(Interface markup and scripts)
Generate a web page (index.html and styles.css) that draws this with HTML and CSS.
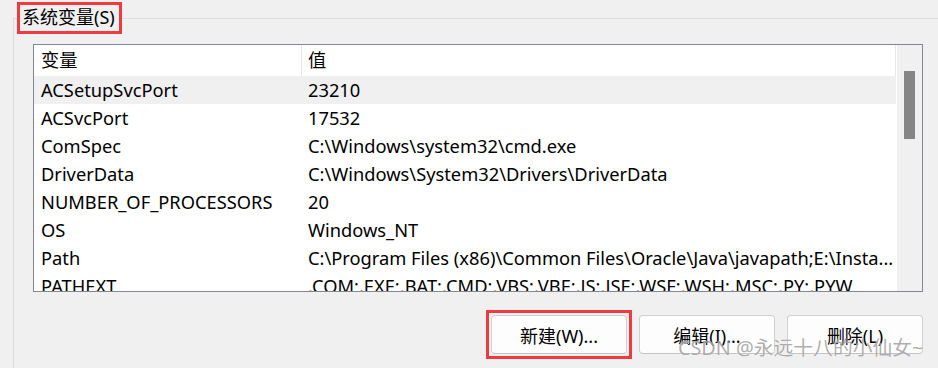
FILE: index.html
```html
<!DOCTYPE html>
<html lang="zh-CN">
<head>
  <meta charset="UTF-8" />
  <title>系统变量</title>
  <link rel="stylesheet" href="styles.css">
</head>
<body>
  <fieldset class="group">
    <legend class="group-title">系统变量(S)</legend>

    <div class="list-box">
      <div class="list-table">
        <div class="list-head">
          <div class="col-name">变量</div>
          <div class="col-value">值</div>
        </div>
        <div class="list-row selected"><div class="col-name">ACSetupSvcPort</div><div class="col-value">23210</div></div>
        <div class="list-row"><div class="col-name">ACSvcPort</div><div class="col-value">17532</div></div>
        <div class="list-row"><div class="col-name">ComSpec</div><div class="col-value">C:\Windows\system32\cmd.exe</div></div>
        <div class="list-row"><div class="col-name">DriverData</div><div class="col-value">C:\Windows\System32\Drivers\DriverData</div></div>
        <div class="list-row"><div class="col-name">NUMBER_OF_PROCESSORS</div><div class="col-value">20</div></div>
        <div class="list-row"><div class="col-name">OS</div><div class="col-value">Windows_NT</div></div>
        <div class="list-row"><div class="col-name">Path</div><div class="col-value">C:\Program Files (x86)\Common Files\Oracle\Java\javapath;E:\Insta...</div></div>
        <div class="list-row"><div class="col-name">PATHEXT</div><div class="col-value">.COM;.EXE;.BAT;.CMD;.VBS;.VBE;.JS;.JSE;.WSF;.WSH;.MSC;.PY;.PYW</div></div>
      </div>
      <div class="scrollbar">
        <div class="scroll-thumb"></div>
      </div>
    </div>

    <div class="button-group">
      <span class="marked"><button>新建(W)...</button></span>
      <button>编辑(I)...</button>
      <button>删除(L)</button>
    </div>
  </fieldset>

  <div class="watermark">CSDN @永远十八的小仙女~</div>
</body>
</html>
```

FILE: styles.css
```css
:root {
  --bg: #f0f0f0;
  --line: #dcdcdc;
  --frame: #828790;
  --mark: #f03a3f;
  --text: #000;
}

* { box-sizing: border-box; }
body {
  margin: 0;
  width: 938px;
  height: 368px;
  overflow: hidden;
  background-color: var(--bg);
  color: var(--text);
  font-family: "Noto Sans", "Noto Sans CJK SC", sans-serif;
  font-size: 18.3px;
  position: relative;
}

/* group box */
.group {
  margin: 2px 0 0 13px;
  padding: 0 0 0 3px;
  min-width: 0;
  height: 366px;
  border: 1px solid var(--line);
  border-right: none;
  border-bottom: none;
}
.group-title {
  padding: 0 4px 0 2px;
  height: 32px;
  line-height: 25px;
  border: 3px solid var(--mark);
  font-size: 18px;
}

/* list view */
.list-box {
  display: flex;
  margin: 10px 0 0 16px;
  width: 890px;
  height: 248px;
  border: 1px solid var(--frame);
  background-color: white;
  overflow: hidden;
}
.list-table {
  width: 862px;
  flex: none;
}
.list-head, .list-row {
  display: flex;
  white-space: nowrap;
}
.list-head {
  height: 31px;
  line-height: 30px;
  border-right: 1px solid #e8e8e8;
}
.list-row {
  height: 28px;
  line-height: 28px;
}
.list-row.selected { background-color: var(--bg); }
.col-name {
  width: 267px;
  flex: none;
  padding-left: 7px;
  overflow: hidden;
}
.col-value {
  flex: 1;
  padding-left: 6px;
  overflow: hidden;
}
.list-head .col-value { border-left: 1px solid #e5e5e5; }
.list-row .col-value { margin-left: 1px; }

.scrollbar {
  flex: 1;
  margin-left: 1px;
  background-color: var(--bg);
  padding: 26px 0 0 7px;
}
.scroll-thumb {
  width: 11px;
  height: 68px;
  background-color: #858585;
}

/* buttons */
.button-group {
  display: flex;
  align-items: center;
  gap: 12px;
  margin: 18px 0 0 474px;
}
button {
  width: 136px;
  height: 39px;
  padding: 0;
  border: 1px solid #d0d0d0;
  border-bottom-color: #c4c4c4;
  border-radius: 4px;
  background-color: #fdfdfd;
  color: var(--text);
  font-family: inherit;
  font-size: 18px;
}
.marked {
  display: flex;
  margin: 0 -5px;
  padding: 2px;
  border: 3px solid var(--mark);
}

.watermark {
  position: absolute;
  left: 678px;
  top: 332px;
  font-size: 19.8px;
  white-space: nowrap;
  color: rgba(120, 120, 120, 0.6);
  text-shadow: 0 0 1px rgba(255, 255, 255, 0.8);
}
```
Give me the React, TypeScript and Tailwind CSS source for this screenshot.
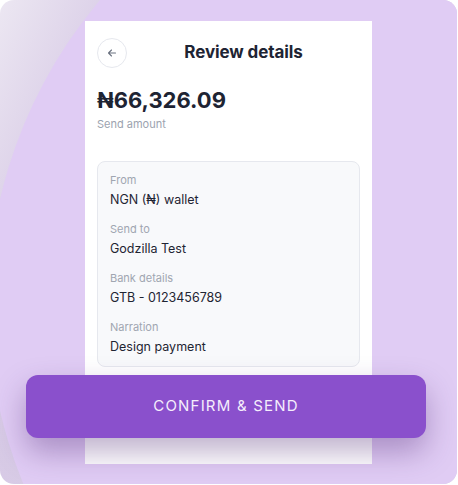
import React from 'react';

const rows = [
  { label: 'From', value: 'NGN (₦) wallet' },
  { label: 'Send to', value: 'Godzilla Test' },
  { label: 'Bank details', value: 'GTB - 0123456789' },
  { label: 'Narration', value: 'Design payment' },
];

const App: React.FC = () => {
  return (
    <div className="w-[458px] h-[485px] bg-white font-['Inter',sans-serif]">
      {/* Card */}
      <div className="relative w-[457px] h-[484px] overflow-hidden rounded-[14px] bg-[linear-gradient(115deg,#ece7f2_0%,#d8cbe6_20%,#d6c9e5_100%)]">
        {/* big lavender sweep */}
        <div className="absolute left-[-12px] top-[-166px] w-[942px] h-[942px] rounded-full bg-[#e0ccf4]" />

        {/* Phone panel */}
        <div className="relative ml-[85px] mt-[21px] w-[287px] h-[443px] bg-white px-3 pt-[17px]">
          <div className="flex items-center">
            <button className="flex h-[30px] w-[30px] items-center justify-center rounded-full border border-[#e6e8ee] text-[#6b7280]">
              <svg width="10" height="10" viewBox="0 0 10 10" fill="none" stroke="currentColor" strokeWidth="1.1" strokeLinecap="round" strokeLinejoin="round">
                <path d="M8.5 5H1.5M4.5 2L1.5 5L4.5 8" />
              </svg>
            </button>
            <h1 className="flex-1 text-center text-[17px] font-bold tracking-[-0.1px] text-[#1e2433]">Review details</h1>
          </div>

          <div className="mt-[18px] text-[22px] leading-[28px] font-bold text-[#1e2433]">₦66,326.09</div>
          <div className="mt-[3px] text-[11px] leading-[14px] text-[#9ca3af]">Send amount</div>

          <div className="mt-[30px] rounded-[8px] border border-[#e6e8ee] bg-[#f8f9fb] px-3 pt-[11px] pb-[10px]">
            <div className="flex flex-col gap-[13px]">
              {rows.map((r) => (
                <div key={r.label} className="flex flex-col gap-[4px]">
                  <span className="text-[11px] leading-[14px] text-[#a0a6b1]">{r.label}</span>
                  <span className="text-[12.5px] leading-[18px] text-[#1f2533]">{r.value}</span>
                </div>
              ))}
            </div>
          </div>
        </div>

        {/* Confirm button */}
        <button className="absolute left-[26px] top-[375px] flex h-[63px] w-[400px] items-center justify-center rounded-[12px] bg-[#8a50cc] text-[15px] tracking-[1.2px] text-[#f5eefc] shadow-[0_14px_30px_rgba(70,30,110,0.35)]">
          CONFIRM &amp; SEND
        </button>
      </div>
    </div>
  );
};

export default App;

#### [PROBLEM DESCRIPTION]
Write the entries above out again exactly, but not the pictures.

#### [RESULT FOR THIS EXERCISE]
Generate a web page (index.html and styles.css) that draws this with HTML and CSS.
FILE: index.html
```html
<!DOCTYPE html>
<html lang="zh-CN">
<head>
  <meta charset="UTF-8" />
  <title>系统变量</title>
  <link rel="stylesheet" href="styles.css">
</head>
<body>
  <fieldset class="group">
    <legend class="group-title">系统变量(S)</legend>

    <div class="list-box">
      <div class="list-table">
        <div class="list-head">
          <div class="col-name">变量</div>
          <div class="col-value">值</div>
        </div>
        <div class="list-row selected"><div class="col-name">ACSetupSvcPort</div><div class="col-value">23210</div></div>
        <div class="list-row"><div class="col-name">ACSvcPort</div><div class="col-value">17532</div></div>
        <div class="list-row"><div class="col-name">ComSpec</div><div class="col-value">C:\Windows\system32\cmd.exe</div></div>
        <div class="list-row"><div class="col-name">DriverData</div><div class="col-value">C:\Windows\System32\Drivers\DriverData</div></div>
        <div class="list-row"><div class="col-name">NUMBER_OF_PROCESSORS</div><div class="col-value">20</div></div>
        <div class="list-row"><div class="col-name">OS</div><div class="col-value">Windows_NT</div></div>
        <div class="list-row"><div class="col-name">Path</div><div class="col-value">C:\Program Files (x86)\Common Files\Oracle\Java\javapath;E:\Insta...</div></div>
        <div class="list-row"><div class="col-name">PATHEXT</div><div class="col-value">.COM;.EXE;.BAT;.CMD;.VBS;.VBE;.JS;.JSE;.WSF;.WSH;.MSC;.PY;.PYW</div></div>
      </div>
      <div class="scrollbar">
        <div class="scroll-thumb"></div>
      </div>
    </div>

    <div class="button-group">
      <span class="marked"><button>新建(W)...</button></span>
      <button>编辑(I)...</button>
      <button>删除(L)</button>
    </div>
  </fieldset>

  <div class="watermark">CSDN @永远十八的小仙女~</div>
</body>
</html>
```

FILE: styles.css
```css
:root {
  --bg: #f0f0f0;
  --line: #dcdcdc;
  --frame: #828790;
  --mark: #f03a3f;
  --text: #000;
}

* { box-sizing: border-box; }
body {
  margin: 0;
  width: 938px;
  height: 368px;
  overflow: hidden;
  background-color: var(--bg);
  color: var(--text);
  font-family: "Noto Sans", "Noto Sans CJK SC", sans-serif;
  font-size: 18.3px;
  position: relative;
}

/* group box */
.group {
  margin: 2px 0 0 13px;
  padding: 0 0 0 3px;
  min-width: 0;
  height: 366px;
  border: 1px solid var(--line);
  border-right: none;
  border-bottom: none;
}
.group-title {
  padding: 0 4px 0 2px;
  height: 32px;
  line-height: 25px;
  border: 3px solid var(--mark);
  font-size: 18px;
}

/* list view */
.list-box {
  display: flex;
  margin: 10px 0 0 16px;
  width: 890px;
  height: 248px;
  border: 1px solid var(--frame);
  background-color: white;
  overflow: hidden;
}
.list-table {
  width: 862px;
  flex: none;
}
.list-head, .list-row {
  display: flex;
  white-space: nowrap;
}
.list-head {
  height: 31px;
  line-height: 30px;
  border-right: 1px solid #e8e8e8;
}
.list-row {
  height: 28px;
  line-height: 28px;
}
.list-row.selected { background-color: var(--bg); }
.col-name {
  width: 267px;
  flex: none;
  padding-left: 7px;
  overflow: hidden;
}
.col-value {
  flex: 1;
  padding-left: 6px;
  overflow: hidden;
}
.list-head .col-value { border-left: 1px solid #e5e5e5; }
.list-row .col-value { margin-left: 1px; }

.scrollbar {
  flex: 1;
  margin-left: 1px;
  background-color: var(--bg);
  padding: 26px 0 0 7px;
}
.scroll-thumb {
  width: 11px;
  height: 68px;
  background-color: #858585;
}

/* buttons */
.button-group {
  display: flex;
  align-items: center;
  gap: 12px;
  margin: 18px 0 0 474px;
}
button {
  width: 136px;
  height: 39px;
  padding: 0;
  border: 1px solid #d0d0d0;
  border-bottom-color: #c4c4c4;
  border-radius: 4px;
  background-color: #fdfdfd;
  color: var(--text);
  font-family: inherit;
  font-size: 18px;
}
.marked {
  display: flex;
  margin: 0 -5px;
  padding: 2px;
  border: 3px solid var(--mark);
}

.watermark {
  position: absolute;
  left: 678px;
  top: 332px;
  font-size: 19.8px;
  white-space: nowrap;
  color: rgba(120, 120, 120, 0.6);
  text-shadow: 0 0 1px rgba(255, 255, 255, 0.8);
}
```
Give me the React, TypeScript and Tailwind CSS source for this screenshot.
import React from 'react';

const rows = [
  { label: 'From', value: 'NGN (₦) wallet' },
  { label: 'Send to', value: 'Godzilla Test' },
  { label: 'Bank details', value: 'GTB - 0123456789' },
  { label: 'Narration', value: 'Design payment' },
];

const App: React.FC = () => {
  return (
    <div className="w-[458px] h-[485px] bg-white font-['Inter',sans-serif]">
      {/* Card */}
      <div className="relative w-[457px] h-[484px] overflow-hidden rounded-[14px] bg-[linear-gradient(115deg,#ece7f2_0%,#d8cbe6_20%,#d6c9e5_100%)]">
        {/* big lavender sweep */}
        <div className="absolute left-[-12px] top-[-166px] w-[942px] h-[942px] rounded-full bg-[#e0ccf4]" />

        {/* Phone panel */}
        <div className="relative ml-[85px] mt-[21px] w-[287px] h-[443px] bg-white px-3 pt-[17px]">
          <div className="flex items-center">
            <button className="flex h-[30px] w-[30px] items-center justify-center rounded-full border border-[#e6e8ee] text-[#6b7280]">
              <svg width="10" height="10" viewBox="0 0 10 10" fill="none" stroke="currentColor" strokeWidth="1.1" strokeLinecap="round" strokeLinejoin="round">
                <path d="M8.5 5H1.5M4.5 2L1.5 5L4.5 8" />
              </svg>
            </button>
            <h1 className="flex-1 text-center text-[17px] font-bold tracking-[-0.1px] text-[#1e2433]">Review details</h1>
          </div>

          <div className="mt-[18px] text-[22px] leading-[28px] font-bold text-[#1e2433]">₦66,326.09</div>
          <div className="mt-[3px] text-[11px] leading-[14px] text-[#9ca3af]">Send amount</div>

          <div className="mt-[30px] rounded-[8px] border border-[#e6e8ee] bg-[#f8f9fb] px-3 pt-[11px] pb-[10px]">
            <div className="flex flex-col gap-[13px]">
              {rows.map((r) => (
                <div key={r.label} className="flex flex-col gap-[4px]">
                  <span className="text-[11px] leading-[14px] text-[#a0a6b1]">{r.label}</span>
                  <span className="text-[12.5px] leading-[18px] text-[#1f2533]">{r.value}</span>
                </div>
              ))}
            </div>
          </div>
        </div>

        {/* Confirm button */}
        <button className="absolute left-[26px] top-[375px] flex h-[63px] w-[400px] items-center justify-center rounded-[12px] bg-[#8a50cc] text-[15px] tracking-[1.2px] text-[#f5eefc] shadow-[0_14px_30px_rgba(70,30,110,0.35)]">
          CONFIRM &amp; SEND
        </button>
      </div>
    </div>
  );
};

export default App;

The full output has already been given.